Martin called the rule a “relatively minor loosening of the ban,” noting that the FCC failed in 2003 to relax the rule in 170 markets because a federal appeals court rejected it.
Andrew Schwartzman, president the Media Access Project, a public interest law firm that helped scuttle the 2003 rule, said Martin’s proposal could use some tightening.
“It’s not as modest as Martin seems to be letting on,” Schwartzman said. “It greatly liberalizes the policy for granting waivers in all 210 markets in the U.S.”
A TV-newspaper combination today would need to demonstrate that one of the properties is a “failing” business in order to qualify for a waiver, Schwartzman said. Martin, he added, has proposed four factors that the FCC would consider when evaluating a waiver from the new rule.
Martin’s proposal would also allow a newspaper-radio station combination in a top-20 market but without the eight-voice or station ranking tests.
FCC Democrats Michael Copps and Jonathan Adelstein have strongly opposed relaxation of media ownership rules, especially if the FCC had not tried to enhance local and minority ownership of TV and radio stations.
Martin’s rule could help Tribune Co., which is awaiting FCC action on its sale to Chicago real estate magnate Sam Zell. Tribune has five newspaper-TV station combinations, including one in a Hartford, Ct.
“Hartford is outside the top 20,” Martin said in a press call Tuesday. “There would be a strong presumption against it.”
Late last week, Martin announced his support for a range of new cable regulations, including a cap on the size of the largest company; forced carriage of certain cable networks through arbitration; and a sharp reduction in the fee companies pay to leased cable channels.
Martin has also disclosed that cable penetration has reached a high enough level to trigger a provision in federal law that allows the FCC “promulgate any additional rules necessary to provide diversity of information sources.”

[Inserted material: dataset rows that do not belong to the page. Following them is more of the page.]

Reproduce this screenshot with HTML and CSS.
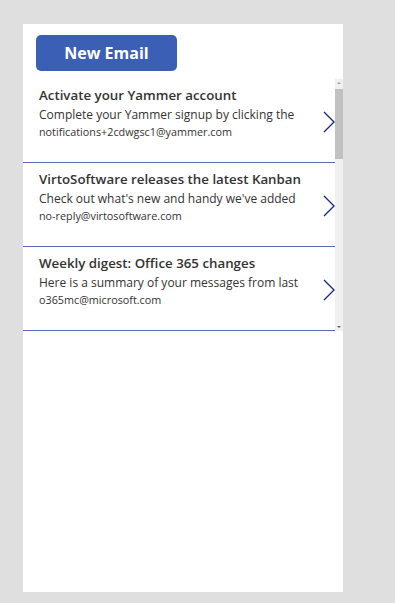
FILE: index.html
```html
<!DOCTYPE html>
<html>
<head>
    <title>Inbox</title>
    <link rel="stylesheet" href="styles.css">
</head>
<body>
    <div class="screen">
        <button class="new-email">New Email</button>
        <div class="gallery">
            <div class="list">
                <div class="row">
                    <div class="text">
                        <div class="subject">Activate your Yammer account</div>
                        <div class="preview">Complete your Yammer signup by clicking the</div>
                        <div class="sender">notifications+2cdwgsc1@yammer.com</div>
                    </div>
                    <svg class="chevron" width="12" height="22" viewBox="0 0 12 22">
                        <path d="M1 1 L11 11 L1 21" fill="none" stroke="#1a2a85" stroke-width="1.4"/>
                    </svg>
                </div>
                <div class="row">
                    <div class="text">
                        <div class="subject">VirtoSoftware releases the latest Kanban</div>
                        <div class="preview">Check out what's new and handy we've added</div>
                        <div class="sender">no-reply@virtosoftware.com</div>
                    </div>
                    <svg class="chevron" width="12" height="22" viewBox="0 0 12 22">
                        <path d="M1 1 L11 11 L1 21" fill="none" stroke="#1a2a85" stroke-width="1.4"/>
                    </svg>
                </div>
                <div class="row">
                    <div class="text">
                        <div class="subject">Weekly digest: Office 365 changes</div>
                        <div class="preview">Here is a summary of your messages from last</div>
                        <div class="sender">o365mc@microsoft.com</div>
                    </div>
                    <svg class="chevron" width="12" height="22" viewBox="0 0 12 22">
                        <path d="M1 1 L11 11 L1 21" fill="none" stroke="#1a2a85" stroke-width="1.4"/>
                    </svg>
                </div>
            </div>
            <div class="scrollbar">
                <span class="arrow up"></span>
                <div class="thumb"></div>
                <span class="arrow down"></span>
            </div>
        </div>
    </div>
</body>
</html>
```

FILE: styles.css
```css
body {
    margin: 0;
    background: #dfdfdf;
    font-family: "Open Sans", "Noto Sans", sans-serif;
    color: #333;
}

.screen {
    width: 320px;
    height: 568px;
    margin: 24px 0 0 23px;
    background: #fff;
    overflow: hidden;
}

.new-email {
    display: block;
    width: 141px;
    height: 36px;
    margin: 11px 0 0 13px;
    padding: 0;
    border: none;
    border-radius: 5px;
    background: #3a5fb4;
    color: #fff;
    font-family: "Open Sans", sans-serif;
    font-size: 16px;
    font-weight: 700;
}

.gallery {
    display: flex;
    height: 252px;
    margin-top: 8px;
}

.list {
    width: 312px;
}

.row {
    box-sizing: border-box;
    height: 84px;
    display: flex;
    align-items: flex-start;
    padding: 7px 0 0 16px;
    border-bottom: 1px solid #5b6cb8;
}

.text {
    flex: 1;
    min-width: 0;
}

.subject {
    font-size: 13.3px;
    font-weight: 600;
    line-height: 18px;
    white-space: nowrap;
}

.preview {
    margin-top: 2px;
    font-size: 12px;
    line-height: 18px;
    white-space: nowrap;
}

.sender {
    margin-top: 2px;
    font-size: 10.8px;
    line-height: 12px;
    white-space: nowrap;
}

.chevron {
    margin: 25px 0 0 3px;
    flex-shrink: 0;
}

.scrollbar {
    width: 8px;
    background: #f0f0f0;
    display: flex;
    flex-direction: column;
    align-items: center;
}

.arrow {
    width: 0;
    height: 0;
    margin: 3px 0;
    border-left: 2px solid transparent;
    border-right: 2px solid transparent;
}

.arrow.up {
    border-bottom: 2px solid #a0a0a0;
}

.arrow.down {
    margin-top: auto;
    border-top: 2px solid #606060;
}

.thumb {
    width: 8px;
    height: 70px;
    margin-top: 2px;
    background: #c1c1c1;
}
```
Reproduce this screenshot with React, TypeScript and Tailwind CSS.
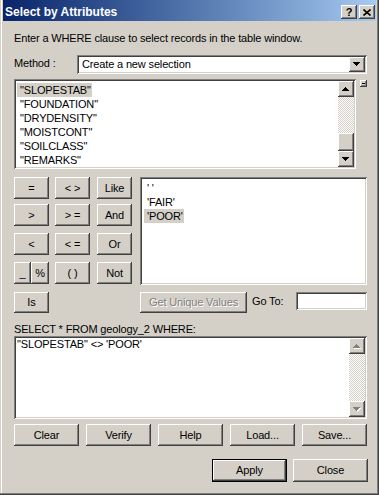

Some cable attorneys believe that is Martin offering to tighten regulation of cable in a trade to convince Copps, Adelstein or both to vote to relax the newspaper-TV rule, giving both a bipartisan sheen.
Martin’s proposal did not appease Sen. Byron Dorgan (D-N.D.), who has introduced a bill designed to postpone an FCC vote on Dec. 18.
“[Martin] has yet to make the case for why any further media consolidation is necessary. Indeed, he is relying on an assumption that newspapers are doomed and that cross-ownership is necessary to save them. I believe this is not the case,” Dorgan said in a statement.
The Newspaper Association of America, which supports total repeal of the newspaper-TV station rule, said Martin’s plan was “extremely limited and does not go nearly far enough to deal with the issues…”
The newspaper-broadcast rule has a substantial loophole and Martin’s proposal would not close it.
The FCC does not have direct control over the newspaper industry. Thus, a TV station in any market can buy the largest newspaper and hold the property for up to eight years. When the station’s license comes up for renewal, the FCC can force the sale of the newspaper. But during the eight-year holding period, the TV station can use the time to lobby Congress and the FCC for a waiver.
“I would call it a shortcoming,” Schwartzman said.